If so, and recalling that Blair felt perfectly entitled to carry on, it will be fun listening to the laureates of whining entitledness known as the Blairites explain why Corbyn must resign forthwith.

Under no circumstances would he or should he quit in that event. Even 32 per cent would be a clear improvement on both Ed Miliband and Gordon Brown, allowing him to argue that he is leading the party in the right direction.

If he does a little better than that, and if Labour loses few enough seats to keep the Tory majority well below 100, he will achieve more than the right to survive. He would emerge from the election as strengthened in defeat as May would be weakened in victory. Given the expectations of a month ago, a Conservative majority as high as 80 would represent one of the more pyrrhic wins in general election history.

But which particular general election does this one resemble most closely? When it was called, the obvious template was 1983, when a female Tory PM fought a post-Falklands nationalistic campaign against a likeable, principled but hopelessly dishevelled CND-supporting old leftie, Michael Foot, and destroyed him.

When this startling Labour revival began, it started to look more like 1987, when Tory complacency and the improved performance of another leftie, Neil Kinnock, slashed Thatcher’s lead. A week before polling day, such was the Tory panic on “Wobbly Thursday” that Lord Young grabbed Norman Tebbit and screamed “We’re going to lose this f****** election”. They didn’t. They retained a three figure majority. But Kinnock, who beat expectations with a slick campaign, carried on.

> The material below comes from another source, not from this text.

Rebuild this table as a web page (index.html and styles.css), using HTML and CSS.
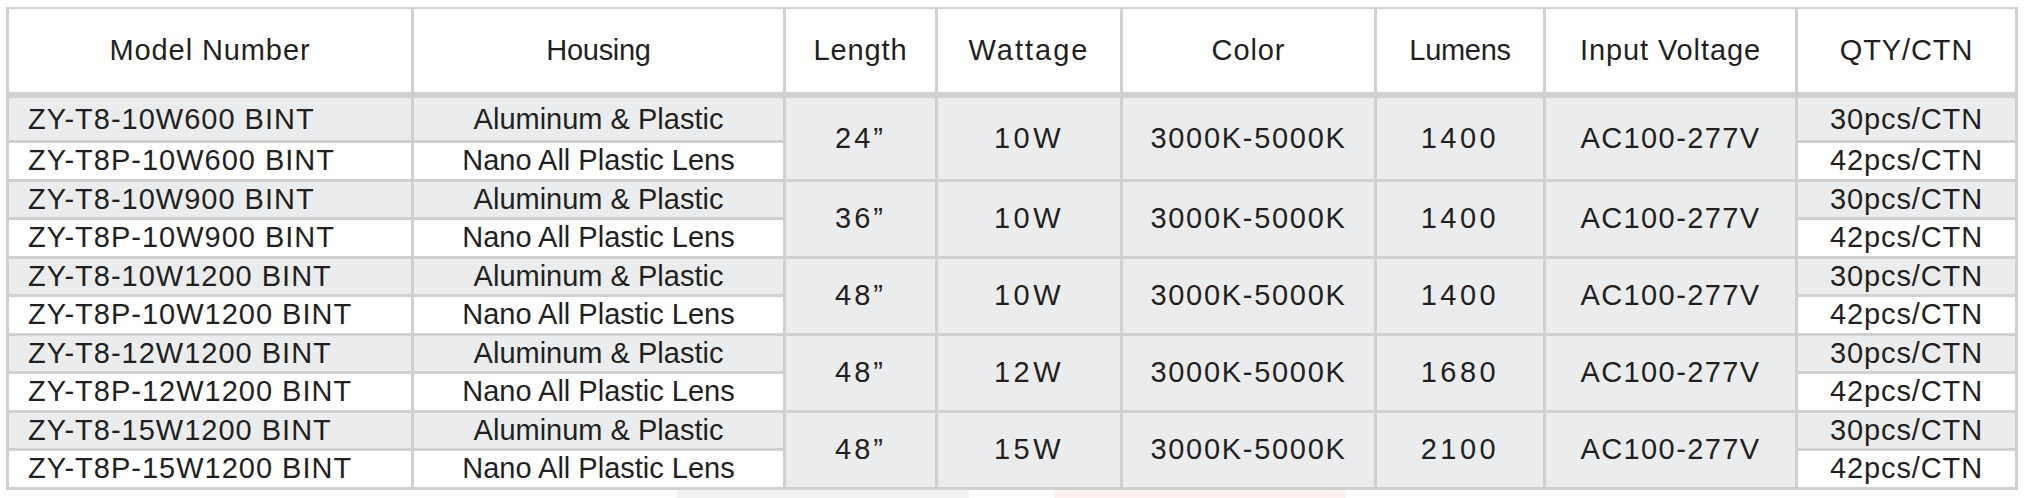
FILE: index.html
```html
<!DOCTYPE html>
<html lang="en">
<head>
<meta charset="utf-8">
<title>T8 Tube Specifications</title>
<link rel="stylesheet" href="styles.css">
</head>
<body>
<div class="sheet">
  <div class="hd">Model Number</div>
  <div class="hd tight">Housing</div>
  <div class="hd">Length</div>
  <div class="hd wide">Wattage</div>
  <div class="hd">Color</div>
  <div class="hd tight">Lumens</div>
  <div class="hd">Input Voltage</div>
  <div class="hd">QTY/CTN</div>

  <div class="c a model">ZY-T8-10W600 BINT</div>
  <div class="c a">Aluminum &amp; Plastic</div>
  <div class="c m len">24”</div>
  <div class="c m num">10W</div>
  <div class="c m cct">3000K-5000K</div>
  <div class="c m num">1400</div>
  <div class="c m volt">AC100-277V</div>
  <div class="c a qty">30pcs/CTN</div>
  <div class="c b model">ZY-T8P-10W600 BINT</div>
  <div class="c b">Nano All Plastic Lens</div>
  <div class="c b qty">42pcs/CTN</div>

  <div class="c a model">ZY-T8-10W900 BINT</div>
  <div class="c a">Aluminum &amp; Plastic</div>
  <div class="c m len">36”</div>
  <div class="c m num">10W</div>
  <div class="c m cct">3000K-5000K</div>
  <div class="c m num">1400</div>
  <div class="c m volt">AC100-277V</div>
  <div class="c a qty">30pcs/CTN</div>
  <div class="c b model">ZY-T8P-10W900 BINT</div>
  <div class="c b">Nano All Plastic Lens</div>
  <div class="c b qty">42pcs/CTN</div>

  <div class="c a model">ZY-T8-10W1200 BINT</div>
  <div class="c a">Aluminum &amp; Plastic</div>
  <div class="c m len">48”</div>
  <div class="c m num">10W</div>
  <div class="c m cct">3000K-5000K</div>
  <div class="c m num">1400</div>
  <div class="c m volt">AC100-277V</div>
  <div class="c a qty">30pcs/CTN</div>
  <div class="c b model">ZY-T8P-10W1200 BINT</div>
  <div class="c b">Nano All Plastic Lens</div>
  <div class="c b qty">42pcs/CTN</div>

  <div class="c a model">ZY-T8-12W1200 BINT</div>
  <div class="c a">Aluminum &amp; Plastic</div>
  <div class="c m len">48”</div>
  <div class="c m num">12W</div>
  <div class="c m cct">3000K-5000K</div>
  <div class="c m num">1680</div>
  <div class="c m volt">AC100-277V</div>
  <div class="c a qty">30pcs/CTN</div>
  <div class="c b model">ZY-T8P-12W1200 BINT</div>
  <div class="c b">Nano All Plastic Lens</div>
  <div class="c b qty">42pcs/CTN</div>

  <div class="c a model">ZY-T8-15W1200 BINT</div>
  <div class="c a">Aluminum &amp; Plastic</div>
  <div class="c m len">48”</div>
  <div class="c m num">15W</div>
  <div class="c m cct">3000K-5000K</div>
  <div class="c m num">2100</div>
  <div class="c m volt">AC100-277V</div>
  <div class="c a qty">30pcs/CTN</div>
  <div class="c b model">ZY-T8P-15W1200 BINT</div>
  <div class="c b">Nano All Plastic Lens</div>
  <div class="c b qty">42pcs/CTN</div>
</div>
<div class="strip">
  <div class="ghost gray"></div>
  <div class="ghost pink"></div>
</div>
</body>
</html>
```
FILE: styles.css
```css
html, body {
  margin: 0;
  padding: 0;
  background: #ffffff;
}

body {
  font-family: "Liberation Sans", Arial, sans-serif;
  color: #231f20;
  overflow: hidden;
}

.sheet {
  display: grid;
  grid-template-columns: 405px 372px 152px 185px 254px 169px 252px 220px;
  grid-template-rows: 89px 45px repeat(9, 38.5px);
  width: max-content;
  margin: 7px 0 0 6px;
  border-left: 3px solid #d0d0d0;
  border-top: 2px solid #d0d0d0;
}

.hd,
.c {
  box-sizing: border-box;
  display: flex;
  align-items: center;
  justify-content: center;
  border-right: 3px solid #d0d0d0;
  border-bottom: 3px solid #d0d0d0;
  font-size: 29px;
  letter-spacing: 0;
  white-space: nowrap;
  overflow: hidden;
}

.hd {
  background: #ffffff;
  border-bottom-width: 6px;
  letter-spacing: 0.9px;
}

.hd.tight {
  letter-spacing: -0.3px;
}

.hd.wide {
  letter-spacing: 2px;
}

.a {
  background: #ebecee;
}

.b {
  background: #ffffff;
}

.m {
  background: #ebecee;
  grid-row: span 2;
}

.model {
  justify-content: flex-start;
  padding-left: 19px;
  letter-spacing: 1px;
}

.len {
  letter-spacing: 3px;
}

.num {
  letter-spacing: 3.5px;
}

.cct {
  letter-spacing: 1.7px;
}

.volt {
  letter-spacing: 1.4px;
}

.qty {
  letter-spacing: 0.9px;
}

.strip {
  display: flex;
  height: 8px;
  padding-left: 677px;
  gap: 85px;
}

.ghost {
  width: 292px;
  height: 8px;
}

.gray {
  background: #f3f3f3;
}

.pink {
  background: #fdf1f1;
}
```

Now an earlier election flits into the acute mind of the commentator and novelist Robert Harris. “May reminiscent of Heath in 74,” he tweets. “Called an opportunistic election when far ahead in polls & then campaign unravelled under scrutiny.”

In another age of disunity and strife (industrial then rather than European), Edward Heath begged for a decisive mandate by asking the country “Who governs Britain?”. The country’s reply was “Not you”.

The last time May reminded anyone of him was moments before the Budget. Her Heathian shoulder-shaking laugh looked like hubristic smugness, and so it proved when the self-employed national insurance hike self-detonated within days.

That U-turn, which took her marginally longer to execute than her “dementia tax” reversal, set the tone for Paxo’s depiction of her as “a blowhard who collapses at the first sign of gunfire”. With the Home Counties champ blowing harder than ever and the plucky underdog from Islington gaining strength, the least interesting election in memory has morphed into one of the most captivating. The contrast between May’s palpable punchiness and Corbyn’s zen-like assurance raises doubts that were unimaginable a fortnight ago. It would still be a miracle should the Tories fail to win, if not well enough to finish off Corbyn or safeguard May’s position for long.

But for those who like omens, Huddersfield won that penalty shootout from as hopeless a position as the one from which lifelong fan Harold Wilson, the town’s most famous son, beat Ted Heath by a whisker in 1974.